DATA SHOWN ::
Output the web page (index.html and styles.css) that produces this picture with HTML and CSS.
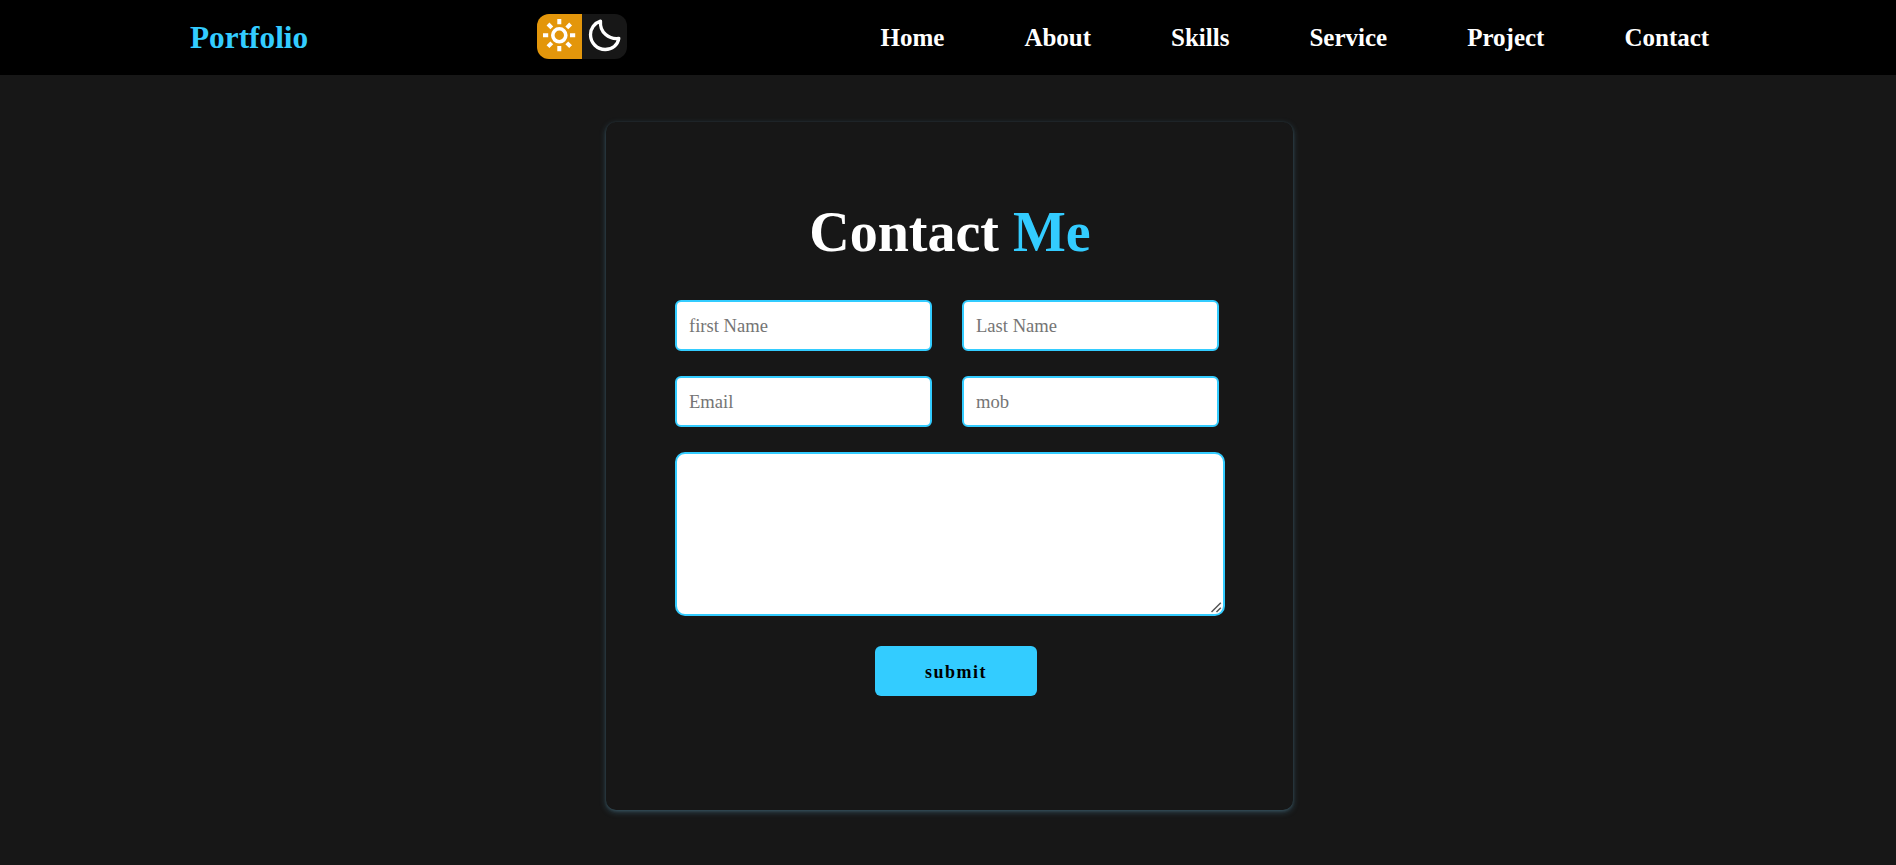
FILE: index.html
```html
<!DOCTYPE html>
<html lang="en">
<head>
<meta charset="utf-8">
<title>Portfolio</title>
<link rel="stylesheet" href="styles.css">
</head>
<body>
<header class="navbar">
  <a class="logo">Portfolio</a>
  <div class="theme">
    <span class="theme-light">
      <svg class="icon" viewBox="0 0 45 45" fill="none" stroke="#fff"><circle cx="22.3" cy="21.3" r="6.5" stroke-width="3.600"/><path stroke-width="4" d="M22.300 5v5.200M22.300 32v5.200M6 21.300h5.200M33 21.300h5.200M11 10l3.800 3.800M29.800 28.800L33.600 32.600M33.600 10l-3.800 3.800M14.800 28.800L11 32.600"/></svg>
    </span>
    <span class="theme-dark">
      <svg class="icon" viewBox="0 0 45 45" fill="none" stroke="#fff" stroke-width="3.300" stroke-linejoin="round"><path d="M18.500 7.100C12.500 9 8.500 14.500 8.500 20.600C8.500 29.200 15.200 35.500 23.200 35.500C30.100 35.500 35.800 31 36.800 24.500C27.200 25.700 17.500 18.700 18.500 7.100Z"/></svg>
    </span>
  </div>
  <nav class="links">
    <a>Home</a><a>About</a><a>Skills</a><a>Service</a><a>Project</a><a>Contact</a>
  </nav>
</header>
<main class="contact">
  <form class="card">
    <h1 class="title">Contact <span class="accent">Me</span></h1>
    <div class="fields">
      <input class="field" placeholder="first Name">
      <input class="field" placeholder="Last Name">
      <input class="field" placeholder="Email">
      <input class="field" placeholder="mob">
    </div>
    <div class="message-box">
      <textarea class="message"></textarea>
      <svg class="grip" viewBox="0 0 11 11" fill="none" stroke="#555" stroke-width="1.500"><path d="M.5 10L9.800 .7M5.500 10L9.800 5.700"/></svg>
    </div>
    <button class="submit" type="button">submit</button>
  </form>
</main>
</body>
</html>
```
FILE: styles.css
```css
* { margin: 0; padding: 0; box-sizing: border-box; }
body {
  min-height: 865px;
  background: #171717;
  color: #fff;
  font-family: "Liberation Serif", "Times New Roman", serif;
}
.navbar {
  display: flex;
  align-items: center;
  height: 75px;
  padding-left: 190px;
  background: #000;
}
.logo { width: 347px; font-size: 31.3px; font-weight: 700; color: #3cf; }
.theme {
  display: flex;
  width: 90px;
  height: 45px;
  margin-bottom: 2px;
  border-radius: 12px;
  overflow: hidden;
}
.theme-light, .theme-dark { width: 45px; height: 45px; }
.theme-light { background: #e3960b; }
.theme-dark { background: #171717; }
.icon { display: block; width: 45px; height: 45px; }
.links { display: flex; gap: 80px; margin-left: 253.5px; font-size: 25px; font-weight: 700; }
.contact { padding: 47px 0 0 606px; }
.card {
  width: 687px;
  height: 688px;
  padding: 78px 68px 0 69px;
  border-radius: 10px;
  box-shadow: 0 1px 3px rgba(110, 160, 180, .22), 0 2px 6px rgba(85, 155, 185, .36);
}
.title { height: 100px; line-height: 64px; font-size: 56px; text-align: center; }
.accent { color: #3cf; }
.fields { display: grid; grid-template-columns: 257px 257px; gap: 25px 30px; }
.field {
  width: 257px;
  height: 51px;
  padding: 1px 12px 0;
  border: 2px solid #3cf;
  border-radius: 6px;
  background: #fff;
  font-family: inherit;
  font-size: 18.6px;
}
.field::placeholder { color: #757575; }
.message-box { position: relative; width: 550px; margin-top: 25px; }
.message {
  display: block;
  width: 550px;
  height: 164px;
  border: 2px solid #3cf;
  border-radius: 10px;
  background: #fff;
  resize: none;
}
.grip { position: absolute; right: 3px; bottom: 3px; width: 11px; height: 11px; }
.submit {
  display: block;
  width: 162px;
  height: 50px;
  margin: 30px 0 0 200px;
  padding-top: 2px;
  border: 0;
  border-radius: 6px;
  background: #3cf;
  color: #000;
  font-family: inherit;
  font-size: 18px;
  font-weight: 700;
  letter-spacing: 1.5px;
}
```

SHORT TASK :: Restate the whole of the material word for word without the pictures.

CORRECT ANSWER ::
Output the web page (index.html and styles.css) that produces this picture with HTML and CSS.
FILE: index.html
```html
<!DOCTYPE html>
<html lang="en">
<head>
<meta charset="utf-8">
<title>Portfolio</title>
<link rel="stylesheet" href="styles.css">
</head>
<body>
<header class="navbar">
  <a class="logo">Portfolio</a>
  <div class="theme">
    <span class="theme-light">
      <svg class="icon" viewBox="0 0 45 45" fill="none" stroke="#fff"><circle cx="22.3" cy="21.3" r="6.5" stroke-width="3.600"/><path stroke-width="4" d="M22.300 5v5.200M22.300 32v5.200M6 21.300h5.200M33 21.300h5.200M11 10l3.800 3.800M29.800 28.800L33.600 32.600M33.600 10l-3.800 3.800M14.800 28.800L11 32.600"/></svg>
    </span>
    <span class="theme-dark">
      <svg class="icon" viewBox="0 0 45 45" fill="none" stroke="#fff" stroke-width="3.300" stroke-linejoin="round"><path d="M18.500 7.100C12.500 9 8.500 14.500 8.500 20.600C8.500 29.200 15.200 35.500 23.200 35.500C30.100 35.500 35.800 31 36.800 24.500C27.200 25.700 17.500 18.700 18.500 7.100Z"/></svg>
    </span>
  </div>
  <nav class="links">
    <a>Home</a><a>About</a><a>Skills</a><a>Service</a><a>Project</a><a>Contact</a>
  </nav>
</header>
<main class="contact">
  <form class="card">
    <h1 class="title">Contact <span class="accent">Me</span></h1>
    <div class="fields">
      <input class="field" placeholder="first Name">
      <input class="field" placeholder="Last Name">
      <input class="field" placeholder="Email">
      <input class="field" placeholder="mob">
    </div>
    <div class="message-box">
      <textarea class="message"></textarea>
      <svg class="grip" viewBox="0 0 11 11" fill="none" stroke="#555" stroke-width="1.500"><path d="M.5 10L9.800 .7M5.500 10L9.800 5.700"/></svg>
    </div>
    <button class="submit" type="button">submit</button>
  </form>
</main>
</body>
</html>
```
FILE: styles.css
```css
* { margin: 0; padding: 0; box-sizing: border-box; }
body {
  min-height: 865px;
  background: #171717;
  color: #fff;
  font-family: "Liberation Serif", "Times New Roman", serif;
}
.navbar {
  display: flex;
  align-items: center;
  height: 75px;
  padding-left: 190px;
  background: #000;
}
.logo { width: 347px; font-size: 31.3px; font-weight: 700; color: #3cf; }
.theme {
  display: flex;
  width: 90px;
  height: 45px;
  margin-bottom: 2px;
  border-radius: 12px;
  overflow: hidden;
}
.theme-light, .theme-dark { width: 45px; height: 45px; }
.theme-light { background: #e3960b; }
.theme-dark { background: #171717; }
.icon { display: block; width: 45px; height: 45px; }
.links { display: flex; gap: 80px; margin-left: 253.5px; font-size: 25px; font-weight: 700; }
.contact { padding: 47px 0 0 606px; }
.card {
  width: 687px;
  height: 688px;
  padding: 78px 68px 0 69px;
  border-radius: 10px;
  box-shadow: 0 1px 3px rgba(110, 160, 180, .22), 0 2px 6px rgba(85, 155, 185, .36);
}
.title { height: 100px; line-height: 64px; font-size: 56px; text-align: center; }
.accent { color: #3cf; }
.fields { display: grid; grid-template-columns: 257px 257px; gap: 25px 30px; }
.field {
  width: 257px;
  height: 51px;
  padding: 1px 12px 0;
  border: 2px solid #3cf;
  border-radius: 6px;
  background: #fff;
  font-family: inherit;
  font-size: 18.6px;
}
.field::placeholder { color: #757575; }
.message-box { position: relative; width: 550px; margin-top: 25px; }
.message {
  display: block;
  width: 550px;
  height: 164px;
  border: 2px solid #3cf;
  border-radius: 10px;
  background: #fff;
  resize: none;
}
.grip { position: absolute; right: 3px; bottom: 3px; width: 11px; height: 11px; }
.submit {
  display: block;
  width: 162px;
  height: 50px;
  margin: 30px 0 0 200px;
  padding-top: 2px;
  border: 0;
  border-radius: 6px;
  background: #3cf;
  color: #000;
  font-family: inherit;
  font-size: 18px;
  font-weight: 700;
  letter-spacing: 1.5px;
}
```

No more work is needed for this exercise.